= Task instructions =
Leave out the pictures and copy everything else below exactly.

= Supplied data =
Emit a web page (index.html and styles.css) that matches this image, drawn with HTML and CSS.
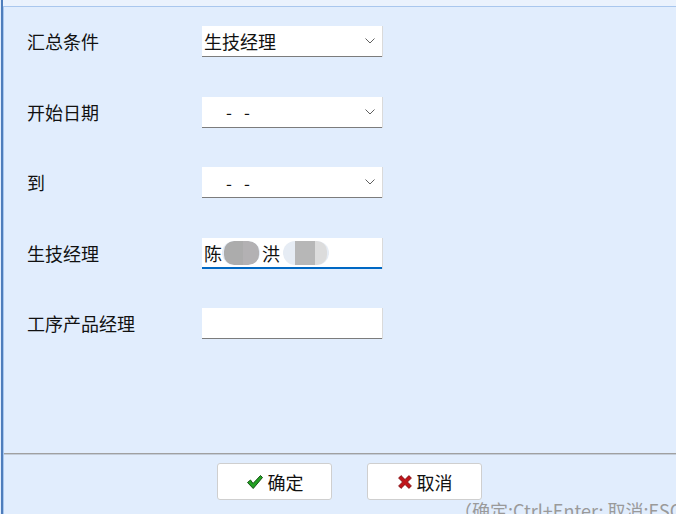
FILE: index.html
```html
<!DOCTYPE html>
<html lang="zh-CN">
<head>
<meta charset="utf-8">
<link rel="stylesheet" href="styles.css">
</head>
<body>
<div class="window">
  <div class="topbar"></div>
  <div class="panel">
    <div class="form">
      <div class="label">汇总条件</div>
      <div class="field select"><span class="value">生技经理</span><svg class="chev" width="10" height="6" viewBox="0 0 10 6"><path d="M0.5 0.5 L5 5 L9.5 0.5" fill="none" stroke="#606060" stroke-width="1"/></svg></div>

      <div class="label">开始日期</div>
      <div class="field select"><span class="date"><span>-</span><span>-</span></span><svg class="chev" width="10" height="6" viewBox="0 0 10 6"><path d="M0.5 0.5 L5 5 L9.5 0.5" fill="none" stroke="#606060" stroke-width="1"/></svg></div>

      <div class="label">到</div>
      <div class="field select"><span class="date"><span>-</span><span>-</span></span><svg class="chev" width="10" height="6" viewBox="0 0 10 6"><path d="M0.5 0.5 L5 5 L9.5 0.5" fill="none" stroke="#606060" stroke-width="1"/></svg></div>

      <div class="label">生技经理</div>
      <div class="field active"><span class="value">陈</span><span class="blur blur1"><i></i><i></i></span><span class="value">洪</span><span class="blur blur2"><i></i><i></i></span></div>

      <div class="label">工序产品经理</div>
      <div class="field"></div>
    </div>
    <div class="footer">
      <div class="buttons">
        <button class="btn"><svg width="18" height="16" viewBox="0 0 18 16"><path d="M1.5 8.5 L4.5 6 L7 9.5 L14.5 1.5 L16.5 3.5 L7.2 14.5 Z" fill="#22a122" stroke="#145214" stroke-width="1" stroke-linejoin="round"/></svg>确定</button>
        <button class="btn"><svg width="16" height="16" viewBox="0 0 15 15"><path d="M1.5 3.8 L3.8 1.5 L7.5 5.2 L11.2 1.5 L13.5 3.8 L9.8 7.5 L13.5 11.2 L11.2 13.5 L7.5 9.8 L3.8 13.5 L1.5 11.2 L5.2 7.5 Z" fill="#c0141a" stroke="#7a0a0e" stroke-width="0.8" stroke-linejoin="round"/></svg>取消</button>
      </div>
      <div class="hint">（确定:Ctrl+Enter; 取消:ESC）</div>
    </div>
  </div>
</div>
</body>
</html>
```
FILE: styles.css
```css
html, body {
  margin: 0;
  padding: 0;
  width: 676px;
  height: 514px;
  overflow: hidden;
  background: #e1edfd;
  font-family: "Noto Sans CJK SC", "Noto Sans", sans-serif;
  color: #111;
}

.window {
  margin-left: 1px;
  border-left: 2px solid #4e7dbb;
  height: 514px;
  display: flex;
  flex-direction: column;
}

.topbar {
  height: 6px;
  background: #eaf2fd;
  flex: none;
}

.panel {
  flex: 1;
  border-top: 1px solid #a9c7ee;
  border-left: 1px solid #a9c7ee;
  display: flex;
  flex-direction: column;
}

.form {
  flex: 1;
  display: grid;
  grid-template-columns: 175px 180px;
  grid-auto-rows: 31px;
  row-gap: 39.5px;
  padding: 19px 0 0 23px;
  align-content: start;
}

.label {
  font-size: 18px;
  line-height: 31px;
  white-space: nowrap;
}

.field {
  box-sizing: border-box;
  height: 31px;
  background: #fff;
  border-bottom: 1px solid #7c7c7c;
  box-shadow: 1px 0 0 #dadada;
  display: flex;
  align-items: center;
  padding-left: 2px;
  font-size: 18px;
  position: relative;
}

.field.active {
  border-bottom: 2px solid #0068c4;
  padding-top: 1px;
}

.select .chev {
  margin-left: auto;
  margin-right: 7px;
}

.value {
  line-height: 28px;
}

.date {
  display: flex;
  gap: 12px;
  padding-left: 22px;
  font-size: 17px;
}

.blur {
  display: flex;
  height: 24px;
  border-radius: 12px;
  overflow: hidden;
  background: #e4ebf5;
  align-items: stretch;
}

.blur i {
  display: block;
}

.blur1 {
  width: 38px;
  margin-left: 0;
  margin-right: 2px;
}
.blur1 i:first-child { width: 19px; background: #acacac; margin-left: 2px; border-radius: 10px 0 0 10px; }
.blur1 i:last-child { width: 16px; background: #b3b1b3; border-radius: 0 10px 10px 0; }

.blur2 {
  width: 46px;
  margin-left: 3px;
  background: #e6ecf4;
}
.blur2 i:first-child { width: 20px; background: #b7b7b7; margin-left: 12px; }
.blur2 i:last-child { width: 12px; background: #dcdcdc; border-radius: 0 10px 10px 0; }

.footer {
  flex: none;
  height: 60px;
  border-top: 1px solid #a0a0a0;
  box-shadow: inset 0 1px 0 #c3ccd8;
  display: flex;
  flex-direction: column;
}

.buttons {
  display: flex;
  gap: 35px;
  padding: 9px 0 0 213px;
}

.btn {
  box-sizing: border-box;
  width: 115px;
  height: 37px;
  background: #fff;
  border: 1px solid #cfcfcf;
  border-radius: 3px;
  font-family: inherit;
  font-size: 18px;
  color: #111;
  display: flex;
  align-items: center;
  justify-content: center;
  gap: 4px;
  padding: 0;
}

.hint {
  padding-left: 450px;
  font-size: 18px;
  line-height: 20px;
  color: #9a9a9a;
  white-space: nowrap;
}
```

= Response =
Emit a web page (index.html and styles.css) that matches this image, drawn with HTML and CSS.
FILE: index.html
```html
<!DOCTYPE html>
<html lang="zh-CN">
<head>
<meta charset="utf-8">
<link rel="stylesheet" href="styles.css">
</head>
<body>
<div class="window">
  <div class="topbar"></div>
  <div class="panel">
    <div class="form">
      <div class="label">汇总条件</div>
      <div class="field select"><span class="value">生技经理</span><svg class="chev" width="10" height="6" viewBox="0 0 10 6"><path d="M0.5 0.5 L5 5 L9.5 0.5" fill="none" stroke="#606060" stroke-width="1"/></svg></div>

      <div class="label">开始日期</div>
      <div class="field select"><span class="date"><span>-</span><span>-</span></span><svg class="chev" width="10" height="6" viewBox="0 0 10 6"><path d="M0.5 0.5 L5 5 L9.5 0.5" fill="none" stroke="#606060" stroke-width="1"/></svg></div>

      <div class="label">到</div>
      <div class="field select"><span class="date"><span>-</span><span>-</span></span><svg class="chev" width="10" height="6" viewBox="0 0 10 6"><path d="M0.5 0.5 L5 5 L9.5 0.5" fill="none" stroke="#606060" stroke-width="1"/></svg></div>

      <div class="label">生技经理</div>
      <div class="field active"><span class="value">陈</span><span class="blur blur1"><i></i><i></i></span><span class="value">洪</span><span class="blur blur2"><i></i><i></i></span></div>

      <div class="label">工序产品经理</div>
      <div class="field"></div>
    </div>
    <div class="footer">
      <div class="buttons">
        <button class="btn"><svg width="18" height="16" viewBox="0 0 18 16"><path d="M1.5 8.5 L4.5 6 L7 9.5 L14.5 1.5 L16.5 3.5 L7.2 14.5 Z" fill="#22a122" stroke="#145214" stroke-width="1" stroke-linejoin="round"/></svg>确定</button>
        <button class="btn"><svg width="16" height="16" viewBox="0 0 15 15"><path d="M1.5 3.8 L3.8 1.5 L7.5 5.2 L11.2 1.5 L13.5 3.8 L9.8 7.5 L13.5 11.2 L11.2 13.5 L7.5 9.8 L3.8 13.5 L1.5 11.2 L5.2 7.5 Z" fill="#c0141a" stroke="#7a0a0e" stroke-width="0.8" stroke-linejoin="round"/></svg>取消</button>
      </div>
      <div class="hint">（确定:Ctrl+Enter; 取消:ESC）</div>
    </div>
  </div>
</div>
</body>
</html>
```
FILE: styles.css
```css
html, body {
  margin: 0;
  padding: 0;
  width: 676px;
  height: 514px;
  overflow: hidden;
  background: #e1edfd;
  font-family: "Noto Sans CJK SC", "Noto Sans", sans-serif;
  color: #111;
}

.window {
  margin-left: 1px;
  border-left: 2px solid #4e7dbb;
  height: 514px;
  display: flex;
  flex-direction: column;
}

.topbar {
  height: 6px;
  background: #eaf2fd;
  flex: none;
}

.panel {
  flex: 1;
  border-top: 1px solid #a9c7ee;
  border-left: 1px solid #a9c7ee;
  display: flex;
  flex-direction: column;
}

.form {
  flex: 1;
  display: grid;
  grid-template-columns: 175px 180px;
  grid-auto-rows: 31px;
  row-gap: 39.5px;
  padding: 19px 0 0 23px;
  align-content: start;
}

.label {
  font-size: 18px;
  line-height: 31px;
  white-space: nowrap;
}

.field {
  box-sizing: border-box;
  height: 31px;
  background: #fff;
  border-bottom: 1px solid #7c7c7c;
  box-shadow: 1px 0 0 #dadada;
  display: flex;
  align-items: center;
  padding-left: 2px;
  font-size: 18px;
  position: relative;
}

.field.active {
  border-bottom: 2px solid #0068c4;
  padding-top: 1px;
}

.select .chev {
  margin-left: auto;
  margin-right: 7px;
}

.value {
  line-height: 28px;
}

.date {
  display: flex;
  gap: 12px;
  padding-left: 22px;
  font-size: 17px;
}

.blur {
  display: flex;
  height: 24px;
  border-radius: 12px;
  overflow: hidden;
  background: #e4ebf5;
  align-items: stretch;
}

.blur i {
  display: block;
}

.blur1 {
  width: 38px;
  margin-left: 0;
  margin-right: 2px;
}
.blur1 i:first-child { width: 19px; background: #acacac; margin-left: 2px; border-radius: 10px 0 0 10px; }
.blur1 i:last-child { width: 16px; background: #b3b1b3; border-radius: 0 10px 10px 0; }

.blur2 {
  width: 46px;
  margin-left: 3px;
  background: #e6ecf4;
}
.blur2 i:first-child { width: 20px; background: #b7b7b7; margin-left: 12px; }
.blur2 i:last-child { width: 12px; background: #dcdcdc; border-radius: 0 10px 10px 0; }

.footer {
  flex: none;
  height: 60px;
  border-top: 1px solid #a0a0a0;
  box-shadow: inset 0 1px 0 #c3ccd8;
  display: flex;
  flex-direction: column;
}

.buttons {
  display: flex;
  gap: 35px;
  padding: 9px 0 0 213px;
}

.btn {
  box-sizing: border-box;
  width: 115px;
  height: 37px;
  background: #fff;
  border: 1px solid #cfcfcf;
  border-radius: 3px;
  font-family: inherit;
  font-size: 18px;
  color: #111;
  display: flex;
  align-items: center;
  justify-content: center;
  gap: 4px;
  padding: 0;
}

.hint {
  padding-left: 450px;
  font-size: 18px;
  line-height: 20px;
  color: #9a9a9a;
  white-space: nowrap;
}
```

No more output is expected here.